The Treasury Department proposed regulations (here and here) to implement last year's Foreign Investment Risk Review Modernization Act of 2018 ("FIRRMA"). The rules would broaden the authority of the Committee on Foreign Investment in the United States ("CFIUS") to scrutinize transactions involving foreign investments.
As previously covered, FIRRMA expanded CFIUS's review of transactions beyond "covered transactions" concerning mergers, acquisitions or takeovers that could result in foreign "control" of a U.S. business. The proposed regulations include several types of noncontrolling transactions for so-called TID ("Technology, Infrastructure and Data") businesses involving (i) critical technologies subject to export controls, (ii) critical infrastructure, such as telecommunications and public utilities, or (iii) the "sensitive personal data" of U.S. citizens, such as financial or health information. In addition, the proposed rules would apply to review of certain real estate transactions.
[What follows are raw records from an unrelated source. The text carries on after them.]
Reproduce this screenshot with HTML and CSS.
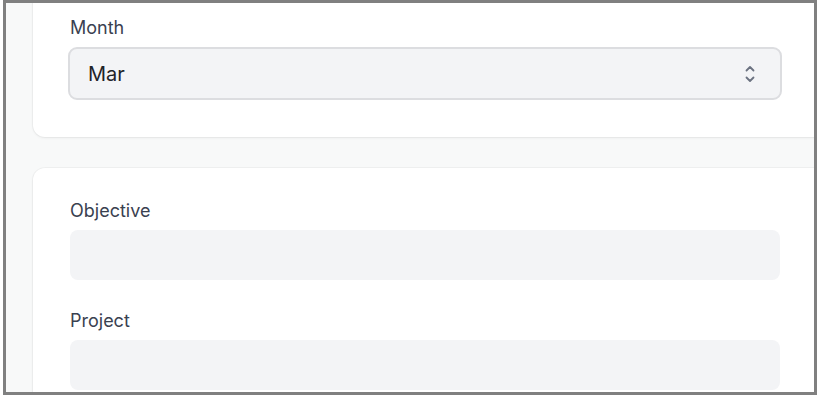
FILE: index.html
```html
<!DOCTYPE html>
<html lang="en">
<head>
    <meta charset="UTF-8">
    <meta name="viewport" content="width=device-width, initial-scale=1">
    <title>Goal</title>
    <link rel="stylesheet" href="styles.css">
</head>
<body>
    <div class="frame">
        <div class="page">
            <div class="card">
                <label class="field-label" for="month">Month</label>
                <div class="select">
                    <span id="month">Mar</span>
                    <svg class="chevrons" width="12" height="18" viewBox="0 0 12 18" fill="none" stroke="#6b7280" stroke-width="1.8" stroke-linecap="round" stroke-linejoin="round">
                        <path d="M2.5 5.5 L6 2 L9.5 5.5"/>
                        <path d="M2.5 12.5 L6 16 L9.5 12.5"/>
                    </svg>
                </div>
            </div>
            <div class="card">
                <label class="field-label">Objective</label>
                <div class="input"></div>
                <label class="field-label gap">Project</label>
                <div class="input"></div>
            </div>
        </div>
    </div>
</body>
</html>
```

FILE: styles.css
```css
body { margin: 0; background: #fff; font-family: Inter, "Noto Sans", sans-serif; }
.frame { margin-left: 3px; width: 808px; height: 389px; border: 3px solid #808080; overflow: hidden; background: #f8f9f9; }
.page { padding-left: 27px; margin-top: -18px; }
.card { background: #fff; border-radius: 12px; box-shadow: 0 1px 3px #0000000f, 0 0 0 1px #00000008; padding: 30px 80px 37px 37px; width: 710px; margin-bottom: 31px; }
.field-label { display: block; font-size: 18px; line-height: 24px; padding-top: 1px; color: #3a4150; margin-bottom: 7px; }
.field-label.gap { margin-top: 28px; }
.select { display: flex; align-items: center; justify-content: space-between; height: 53px; box-sizing: border-box; margin: 0 -2px; width: 714px; padding: 0 24px 0 18px; background: #f3f4f6; border: 2px solid #dcdde0; border-radius: 9px; font-size: 20px; color: #1f2328; }
.chevrons { display: block; }
.input { height: 50px; background: #f3f4f6; border-radius: 8px; }
```
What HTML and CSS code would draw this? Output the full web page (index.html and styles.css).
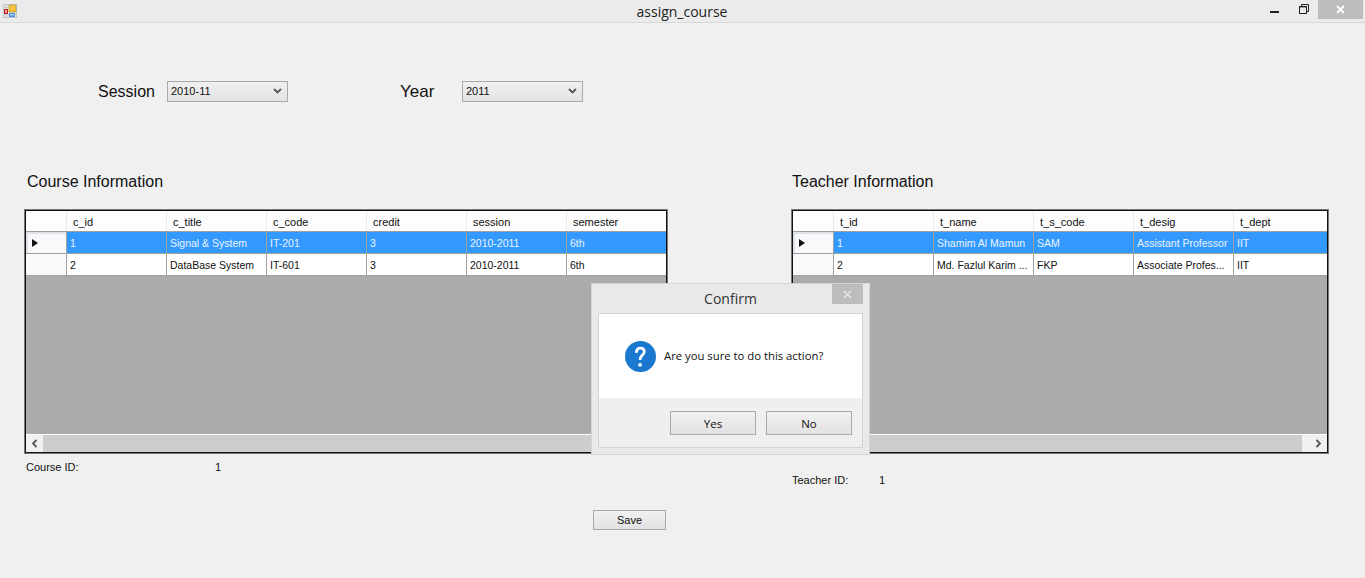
FILE: index.html
```html
<!DOCTYPE html>
<html lang="en">
<head>
    <meta charset="UTF-8">
    <meta name="viewport" content="width=device-width, initial-scale=1.0">
    <title>assign_course</title>
    <link rel="stylesheet" href="styles.css">
</head>
<body>
    <div class="titlebar">
        <svg class="app-icon" width="14" height="14" viewBox="0 0 14 14">
            <rect x="0.5" y="0.5" width="13" height="13" fill="#e8e8e8" stroke="#c4c4c4"/>
            <path d="M0 3.5H6M3.5 0V5M0 10.5H14M3 10V14M10.5 0V14" stroke="#cfcfcf"/>
            <rect x="1" y="5" width="4" height="5" fill="#c01f1f"/>
            <rect x="2" y="6" width="2" height="3" fill="#f0a090"/>
            <rect x="6" y="1" width="7" height="7" fill="#f5c33b" stroke="#b58a1e" stroke-width="0.6"/>
            <rect x="6" y="9" width="6" height="4" fill="#4f8ee0"/>
            <rect x="7" y="10" width="4" height="1.5" fill="#a9cdf5"/>
        </svg>
        <div class="title">assign_course</div>
        <div class="win-buttons">
            <svg class="win-min" width="9" height="2" viewBox="0 0 9 2"><rect width="9" height="2" fill="#222"/></svg>
            <svg class="win-restore" width="10" height="10" viewBox="0 0 10 10">
                <path d="M2.5 2V0.5H9.5V7.5H8" fill="none" stroke="#222"/>
                <rect x="0.5" y="2.5" width="7" height="7" fill="none" stroke="#222" stroke-width="1"/>
                <rect x="0" y="2" width="8" height="1.4" fill="#222"/>
            </svg>
            <div class="win-close">
                <svg width="9" height="9" viewBox="0 0 9 9"><path d="M1 1L8 8M8 1L1 8" stroke="#fff" stroke-width="1.8"/></svg>
            </div>
        </div>
    </div>

    <div class="form">
        <div class="filters">
            <label class="big-label session-label">Session</label>
            <div class="combo session-combo">2010-11<svg width="9" height="6" viewBox="0 0 9 6"><path d="M1 1L4.5 4.5L8 1" fill="none" stroke="#555" stroke-width="1.8"/></svg></div>
            <label class="big-label year-label">Year</label>
            <div class="combo year-combo">2011<svg width="9" height="6" viewBox="0 0 9 6"><path d="M1 1L4.5 4.5L8 1" fill="none" stroke="#555" stroke-width="1.8"/></svg></div>
        </div>

        <div class="panels">
            <div class="panel course-panel">
                <h3>Course Information</h3>
                <div class="grid">
                    <div class="row header">
                        <div class="rowhead"></div>
                        <div class="cell">c_id</div>
                        <div class="cell">c_title</div>
                        <div class="cell">c_code</div>
                        <div class="cell">credit</div>
                        <div class="cell">session</div>
                        <div class="cell">semester</div>
                    </div>
                    <div class="row selected">
                        <div class="rowhead"><span class="arrow"></span></div>
                        <div class="cell">1</div>
                        <div class="cell">Signal &amp; System</div>
                        <div class="cell">IT-201</div>
                        <div class="cell">3</div>
                        <div class="cell">2010-2011</div>
                        <div class="cell">6th</div>
                    </div>
                    <div class="row">
                        <div class="rowhead"></div>
                        <div class="cell">2</div>
                        <div class="cell">DataBase System</div>
                        <div class="cell">IT-601</div>
                        <div class="cell">3</div>
                        <div class="cell">2010-2011</div>
                        <div class="cell">6th</div>
                    </div>
                    <div class="grid-fill"></div>
                    <div class="scrollbar">
                        <div class="sb-btn"><svg width="7" height="9" viewBox="0 0 7 9"><path d="M5.5 1L2 4.5L5.5 8" fill="none" stroke="#555" stroke-width="1.8"/></svg></div>
                        <div class="sb-track"></div>
                    </div>
                </div>
                <div class="id-line course-id"><span class="id-label">Course ID:</span><span>1</span></div>
            </div>

            <div class="panel teacher-panel">
                <h3>Teacher Information</h3>
                <div class="grid">
                    <div class="row header">
                        <div class="rowhead"></div>
                        <div class="cell">t_id</div>
                        <div class="cell">t_name</div>
                        <div class="cell">t_s_code</div>
                        <div class="cell">t_desig</div>
                        <div class="cell">t_dept</div>
                    </div>
                    <div class="row selected">
                        <div class="rowhead"><span class="arrow"></span></div>
                        <div class="cell">1</div>
                        <div class="cell">Shamim Al Mamun</div>
                        <div class="cell">SAM</div>
                        <div class="cell">Assistant Professor</div>
                        <div class="cell">IIT</div>
                    </div>
                    <div class="row">
                        <div class="rowhead"></div>
                        <div class="cell">2</div>
                        <div class="cell">Md. Fazlul Karim ...</div>
                        <div class="cell">FKP</div>
                        <div class="cell">Associate Profes...</div>
                        <div class="cell">IIT</div>
                    </div>
                    <div class="grid-fill"></div>
                    <div class="scrollbar">
                        <div class="sb-track"></div>
                        <div class="sb-btn sb-wide"><svg width="7" height="9" viewBox="0 0 7 9"><path d="M1.5 1L5 4.5L1.5 8" fill="none" stroke="#555" stroke-width="1.8"/></svg></div>
                    </div>
                </div>
                <div class="id-line teacher-id"><span class="id-label">Teacher ID:</span><span>1</span></div>
            </div>
        </div>

        <button class="win-btn save-btn">Save</button>
    </div>

    <div class="dialog">
        <div class="dialog-title">Confirm<div class="dialog-close"><svg width="9" height="9" viewBox="0 0 9 9"><path d="M1 1L8 8M8 1L1 8" stroke="#e6e6e6" stroke-width="1.5"/></svg></div></div>
        <div class="dialog-inner">
            <div class="dialog-msg">
                <svg width="31" height="31" viewBox="0 0 31 31">
                    <circle cx="15.5" cy="15.5" r="15.5" fill="#1a79cf"/>
                    <path d="M11.3 11.8C11.5 8.8 13.2 7.2 15.4 7.2C17.7 7.2 19.3 8.7 19.3 10.8C19.3 12.6 18.1 13.6 16.9 14.6C15.7 15.6 15.1 16.5 15.1 19" fill="none" stroke="#fff" stroke-width="2.7"/>
                    <circle cx="15.1" cy="23.8" r="1.9" fill="#fff"/>
                </svg>
                <span class="dialog-text">Are you sure to do this action?</span>
            </div>
            <div class="dialog-actions">
                <button class="win-btn">Yes</button>
                <button class="win-btn">No</button>
            </div>
        </div>
    </div>
</body>
</html>
```

FILE: styles.css
```css
html, body {
    height: 100%;
}
body {
    margin: 0;
    background-color: #f0f0f0;
    font-family: "Liberation Sans", Arial, sans-serif;
    font-size: 11px;
    color: #111;
    overflow: hidden;
}
.titlebar {
    display: flex;
    align-items: center;
    height: 22px;
    background-color: #ebebeb;
    border-bottom: 1px solid #d9d9d9;
}
.app-icon {
    margin-left: 3px;
    flex: none;
}
.title {
    flex: 1;
    text-align: center;
    font-family: "Open Sans", sans-serif;
    font-size: 14px;
    color: #222;
    padding-left: 77px;
}
.win-buttons {
    display: flex;
    align-items: flex-start;
    align-self: flex-start;
}
.win-min {
    margin-top: 11px;
    margin-right: 20px;
}
.win-restore {
    margin-top: 4px;
    margin-right: 9px;
}
.win-close {
    display: flex;
    align-items: center;
    justify-content: center;
    width: 45px;
    height: 19px;
    margin-right: 2px;
    background-color: #bdbdbd;
}
.form {
    padding-top: 57px;
}
.filters {
    display: flex;
    align-items: center;
    height: 22px;
}
.big-label {
    padding-top: 2px;
    font-size: 16px;
}
.session-label {
    margin-left: 98px;
    width: 69px;
}
.year-label {
    margin-left: 112px;
    width: 62px;
    font-size: 17px;
}
.combo {
    display: flex;
    align-items: center;
    justify-content: space-between;
    box-sizing: border-box;
    width: 121px;
    height: 21px;
    padding: 0 5px 0 3px;
    border: 1px solid #a9a9a9;
    background: linear-gradient(#f0f0f0, #e3e3e3);
    font-size: 11px;
}
.panels {
    display: flex;
    margin-top: 70px;
    margin-left: 24px;
    gap: 123px;
}
.panel h3 {
    margin: 0 0 17px 3px;
    font-size: 16px;
    font-weight: normal;
    line-height: 20px;
}
.teacher-panel h3 {
    margin-left: 1px;
}
.course-panel {
    width: 644px;
}
.teacher-panel {
    width: 538px;
}
.grid {
    display: flex;
    flex-direction: column;
    box-sizing: border-box;
    height: 245px;
    border: 2px solid #111;
    outline: 1px solid #777;
    outline-offset: -1px;
    background-color: #ababab;
    overflow: hidden;
}
.row {
    display: flex;
    flex: none;
    height: 22px;
    background-color: #fff;
    border-bottom: 1px solid #a0a0a0;
    box-sizing: border-box;
    font-size: 10.5px;
}
.row.header {
    height: 21px;
    border-bottom: 1px solid #a0a0a0;
    background-color: #fdfdfd;
    font-size: 11px;
}
.rowhead {
    flex: none;
    display: flex;
    align-items: center;
    box-sizing: border-box;
    width: 41px;
    padding-left: 6px;
    background-color: #f9f9fb;
    border-right: 1px solid #a0a0a0;
}
.header .rowhead {
    border-right-color: #e4e8f0;
    background-color: #fdfdfd;
}
.selected .rowhead {
    box-shadow: inset 2px 2px 0 #dfe3ea;
}
.arrow {
    width: 0;
    height: 0;
    border-top: 4px solid transparent;
    border-bottom: 4px solid transparent;
    border-left: 6px solid #111;
}
.cell {
    flex: none;
    box-sizing: border-box;
    width: 100px;
    padding-left: 3px;
    line-height: 23px;
    border-right: 1px solid #a0a0a0;
    white-space: nowrap;
    overflow: hidden;
}
.header .cell {
    padding-left: 6px;
    border-right-color: #e8ebf2;
}
.selected {
    background-color: #3399ff;
}
.selected .cell {
    color: #eaf4ff;
}
.grid-fill {
    flex: 1;
}
.scrollbar {
    display: flex;
    flex: none;
    height: 17px;
    border-top: 1px solid #fff;
    background-color: #f0f0f0;
}
.sb-btn {
    display: flex;
    align-items: center;
    justify-content: center;
    flex: none;
    width: 17px;
}
.sb-wide {
    justify-content: flex-end;
    width: 25px;
    padding-right: 5px;
    box-sizing: border-box;
}
.sb-track {
    flex: 1;
    background-color: #cdcdcd;
}
.id-line {
    display: flex;
    margin-left: 2px;
}
.course-id {
    margin-top: 7px;
}
.course-id .id-label {
    width: 189px;
}
.teacher-id {
    margin-top: 20px;
    margin-left: 1px;
}
.teacher-id .id-label {
    width: 87px;
}
.win-btn {
    box-sizing: border-box;
    width: 86px;
    height: 24px;
    padding: 0;
    border: 1px solid #a9a9a9;
    background: linear-gradient(#f1f1f1, #e2e2e2);
    font-family: "Open Sans", sans-serif;
    font-size: 11.5px;
    color: #111;
}
.save-btn {
    display: block;
    width: 73px;
    height: 20px;
    margin-left: 593px;
    margin-top: 24px;
    font-family: "Liberation Sans", Arial, sans-serif;
    font-size: 11px;
}
.dialog {
    position: absolute;
    left: 591px;
    top: 283px;
    box-sizing: border-box;
    width: 279px;
    height: 172px;
    padding: 0 6px 6px;
    background-color: #e9e9e9;
    border: 1px solid #d4d4d4;
    display: flex;
    flex-direction: column;
}
.dialog-title {
    position: relative;
    flex: none;
    height: 29px;
    line-height: 29px;
    text-align: center;
    font-family: "Open Sans", sans-serif;
    font-size: 14px;
    color: #333;
}
.dialog-close {
    position: absolute;
    top: 0;
    right: 0;
    display: flex;
    align-items: center;
    justify-content: center;
    width: 31px;
    height: 20px;
    background-color: #bdbdbd;
}
.dialog-inner {
    flex: 1;
    display: flex;
    flex-direction: column;
    border: 1px solid #d4d4d4;
    background-color: #efefef;
}
.dialog-msg {
    display: flex;
    align-items: center;
    gap: 8px;
    height: 84px;
    padding-left: 26px;
    background-color: #fff;
    font-family: "Open Sans", sans-serif;
    font-size: 11.3px;
    color: #111;
}
.dialog-text {
    padding-bottom: 2px;
}
.dialog-actions {
    display: flex;
    justify-content: flex-end;
    gap: 10px;
    padding: 13px 10px 0 0;
}
```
FIRRMA also introduced mandatory declaration requirements for certain types of covered transactions, including where a foreign government has a "substantial interest."
Comments on the proposed regulations must be submitted by October 17, 2019. Under FIRRMA, the new regulations must be finalized no later than February 13, 2020.
Since October 2018, legal practitioners have looked to the Treasury Department's temporary regulations implementing FIRRMA and its new pilot program which introduced FIRRMA's mandatory declaration provisions. If finalized, these proposed regulations would replace the temporary regulations while adding new rules outlining CFIUS's authority to review the purchase of certain U.S. real estate by foreign persons. CFIUS's jurisdiction over TID U.S. businesses would be broadened, along with its jurisdiction over a wider range of real estate transactions. The pilot program and its mandatory declaration requirements would remain in effect pending future evaluation. Some relief may be forthcoming in the form of carve-outs from covered transactions for "excepted foreign states" which have demonstrated compliance with certain U.S. laws. On balance these proposed regulations represent a continued expansion of CFIUS's ability to scrutinize foreign investment in the United States. Perhaps for that reason the Treasury Department felt compelled to proclaim in the FAQs to the proposed regulations that "[t]he United States welcomes foreign investment and remains one of the most open countries in the world to foreign investors."